» Exercise instructions
Copy out the listing that follows exactly, dropping every picture.

» Collected data
^^^^^^^^
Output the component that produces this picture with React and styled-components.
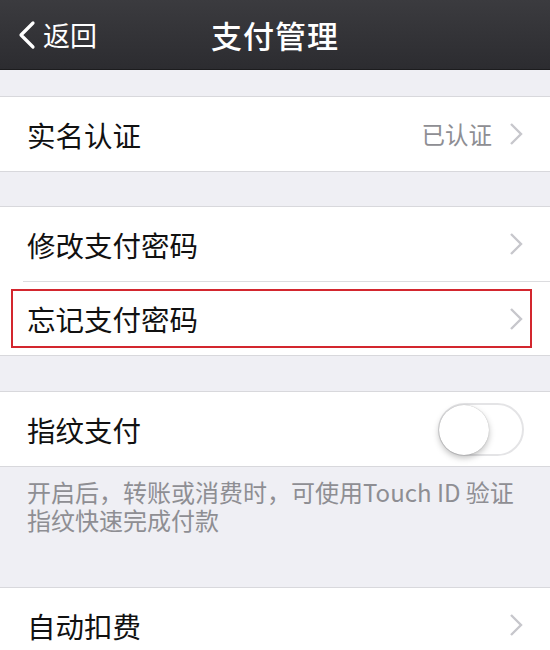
import styled, { createGlobalStyle } from "styled-components";

const GlobalStyle = createGlobalStyle`
  html, body {
    margin: 0;
    padding: 0;
    background: #efeff4;
  }
  body {
    font-family: "Noto Sans CJK SC", "Noto Sans", sans-serif;
  }
`;

const Page = styled.div`
  width: 550px;
  height: 650px;
  overflow: hidden;
  background: #efeff4;
`;

const NavBar = styled.header`
  height: 69px;
  border-bottom: 1px solid #1c1c1e;
  background: linear-gradient(#3b3b3f, #2c2c30);
  display: grid;
  grid-template-columns: 1fr auto 1fr;
  align-items: center;
  color: #fff;
`;

const BackButton = styled.div`
  display: flex;
  align-items: center;
  gap: 6px;
  padding-left: 17px;
  font-size: 27px;
  line-height: 1;
`;

const Title = styled.h1`
  margin: 0;
  font-size: 31px;
  font-weight: 500;
  letter-spacing: 1px;
`;

const Gap = styled.div`
  height: ${(p) => p.$h}px;
`;

const Group = styled.section`
  background: #fff;
  border-top: 1px solid #d8d8dc;
  border-bottom: 1px solid #d8d8dc;
`;

const Row = styled.div`
  position: relative;
  height: 74px;
  display: flex;
  align-items: center;
  padding: 0 26px 0 27px;
  box-sizing: border-box;
  & + & {
    border-top: 1px solid transparent;
  }
  & + &::before {
    content: "";
    position: absolute;
    top: -1px;
    left: 23px;
    right: 0;
    height: 1px;
    background: #dcdcdf;
  }
`;

const Label = styled.span`
  flex: 1;
  font-size: 28.5px;
  color: #111;
`;

const Detail = styled.span`
  font-size: 23.5px;
  color: #8e8e93;
  margin-right: 17px;
`;

const Chevron = styled.svg`
  display: block;
  flex: none;
  margin-right: 1px;
`;

const Toggle = styled.div`
  position: relative;
  flex: none;
  width: 86px;
  height: 53px;
  box-sizing: border-box;
  border: 2px solid #e4e4e6;
  border-radius: 27px;
  background: #fff;
`;

const Knob = styled.div`
  position: absolute;
  left: -1px;
  top: 0px;
  width: 50px;
  height: 50px;
  border-radius: 50%;
  background: #fff;
  box-shadow: 0 3px 6px rgba(0, 0, 0, 0.25), 0 0 1px rgba(0, 0, 0, 0.3);
`;

const Highlight = styled.div`
  position: absolute;
  left: 11px;
  right: 18px;
  top: 7px;
  bottom: 7px;
  border: 2px solid #d3262e;
  pointer-events: none;
`;

const Footnote = styled.p`
  margin: 0;
  height: 120px;
  box-sizing: border-box;
  padding: 11px 20px 0 27px;
  font-size: 24px;
  line-height: 28px;
  color: #8e8e93;
`;

function RightArrow() {
  return (
    <Chevron width="14" height="24" viewBox="0 0 14 24">
      <path d="M2 2 L12 12 L2 22" fill="none" stroke="#c7c7cc" strokeWidth="2.4" />
    </Chevron>
  );
}

export default function App() {
  return (
    <>
      <GlobalStyle />
      <Page>
        <NavBar>
          <BackButton>
            <svg width="20" height="30" viewBox="0 0 20 30">
              <path d="M16 3 L4 15 L16 27" fill="none" stroke="#fff" strokeWidth="3.2" strokeLinecap="round" strokeLinejoin="round" />
            </svg>
            返回
          </BackButton>
          <Title>支付管理</Title>
          <div />
        </NavBar>
        <Gap $h={26} />
        <Group>
          <Row>
            <Label>实名认证</Label>
            <Detail>已认证</Detail>
            <RightArrow />
          </Row>
        </Group>
        <Gap $h={34} />
        <Group>
          <Row>
            <Label>修改支付密码</Label>
            <RightArrow />
          </Row>
          <Row>
            <Label>忘记支付密码</Label>
            <RightArrow />
            <Highlight />
          </Row>
        </Group>
        <Gap $h={35} />
        <Group>
          <Row>
            <Label>指纹支付</Label>
            <Toggle>
              <Knob />
            </Toggle>
          </Row>
        </Group>
        <Footnote>
          开启后，转账或消费时，可使用Touch ID 验证
          <br />
          指纹快速完成付款
        </Footnote>
        <Group>
          <Row>
            <Label>自动扣费</Label>
            <RightArrow />
          </Row>
        </Group>
      </Page>
    </>
  );
}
^^^^^^^^
» Written response
Output the component that produces this picture with React and styled-components.
import styled, { createGlobalStyle } from "styled-components";

const GlobalStyle = createGlobalStyle`
  html, body {
    margin: 0;
    padding: 0;
    background: #efeff4;
  }
  body {
    font-family: "Noto Sans CJK SC", "Noto Sans", sans-serif;
  }
`;

const Page = styled.div`
  width: 550px;
  height: 650px;
  overflow: hidden;
  background: #efeff4;
`;

const NavBar = styled.header`
  height: 69px;
  border-bottom: 1px solid #1c1c1e;
  background: linear-gradient(#3b3b3f, #2c2c30);
  display: grid;
  grid-template-columns: 1fr auto 1fr;
  align-items: center;
  color: #fff;
`;

const BackButton = styled.div`
  display: flex;
  align-items: center;
  gap: 6px;
  padding-left: 17px;
  font-size: 27px;
  line-height: 1;
`;

const Title = styled.h1`
  margin: 0;
  font-size: 31px;
  font-weight: 500;
  letter-spacing: 1px;
`;

const Gap = styled.div`
  height: ${(p) => p.$h}px;
`;

const Group = styled.section`
  background: #fff;
  border-top: 1px solid #d8d8dc;
  border-bottom: 1px solid #d8d8dc;
`;

const Row = styled.div`
  position: relative;
  height: 74px;
  display: flex;
  align-items: center;
  padding: 0 26px 0 27px;
  box-sizing: border-box;
  & + & {
    border-top: 1px solid transparent;
  }
  & + &::before {
    content: "";
    position: absolute;
    top: -1px;
    left: 23px;
    right: 0;
    height: 1px;
    background: #dcdcdf;
  }
`;

const Label = styled.span`
  flex: 1;
  font-size: 28.5px;
  color: #111;
`;

const Detail = styled.span`
  font-size: 23.5px;
  color: #8e8e93;
  margin-right: 17px;
`;

const Chevron = styled.svg`
  display: block;
  flex: none;
  margin-right: 1px;
`;

const Toggle = styled.div`
  position: relative;
  flex: none;
  width: 86px;
  height: 53px;
  box-sizing: border-box;
  border: 2px solid #e4e4e6;
  border-radius: 27px;
  background: #fff;
`;

const Knob = styled.div`
  position: absolute;
  left: -1px;
  top: 0px;
  width: 50px;
  height: 50px;
  border-radius: 50%;
  background: #fff;
  box-shadow: 0 3px 6px rgba(0, 0, 0, 0.25), 0 0 1px rgba(0, 0, 0, 0.3);
`;

const Highlight = styled.div`
  position: absolute;
  left: 11px;
  right: 18px;
  top: 7px;
  bottom: 7px;
  border: 2px solid #d3262e;
  pointer-events: none;
`;

const Footnote = styled.p`
  margin: 0;
  height: 120px;
  box-sizing: border-box;
  padding: 11px 20px 0 27px;
  font-size: 24px;
  line-height: 28px;
  color: #8e8e93;
`;

function RightArrow() {
  return (
    <Chevron width="14" height="24" viewBox="0 0 14 24">
      <path d="M2 2 L12 12 L2 22" fill="none" stroke="#c7c7cc" strokeWidth="2.4" />
    </Chevron>
  );
}

export default function App() {
  return (
    <>
      <GlobalStyle />
      <Page>
        <NavBar>
          <BackButton>
            <svg width="20" height="30" viewBox="0 0 20 30">
              <path d="M16 3 L4 15 L16 27" fill="none" stroke="#fff" strokeWidth="3.2" strokeLinecap="round" strokeLinejoin="round" />
            </svg>
            返回
          </BackButton>
          <Title>支付管理</Title>
          <div />
        </NavBar>
        <Gap $h={26} />
        <Group>
          <Row>
            <Label>实名认证</Label>
            <Detail>已认证</Detail>
            <RightArrow />
          </Row>
        </Group>
        <Gap $h={34} />
        <Group>
          <Row>
            <Label>修改支付密码</Label>
            <RightArrow />
          </Row>
          <Row>
            <Label>忘记支付密码</Label>
            <RightArrow />
            <Highlight />
          </Row>
        </Group>
        <Gap $h={35} />
        <Group>
          <Row>
            <Label>指纹支付</Label>
            <Toggle>
              <Knob />
            </Toggle>
          </Row>
        </Group>
        <Footnote>
          开启后，转账或消费时，可使用Touch ID 验证
          <br />
          指纹快速完成付款
        </Footnote>
        <Group>
          <Row>
            <Label>自动扣费</Label>
            <RightArrow />
          </Row>
        </Group>
      </Page>
    </>
  );
}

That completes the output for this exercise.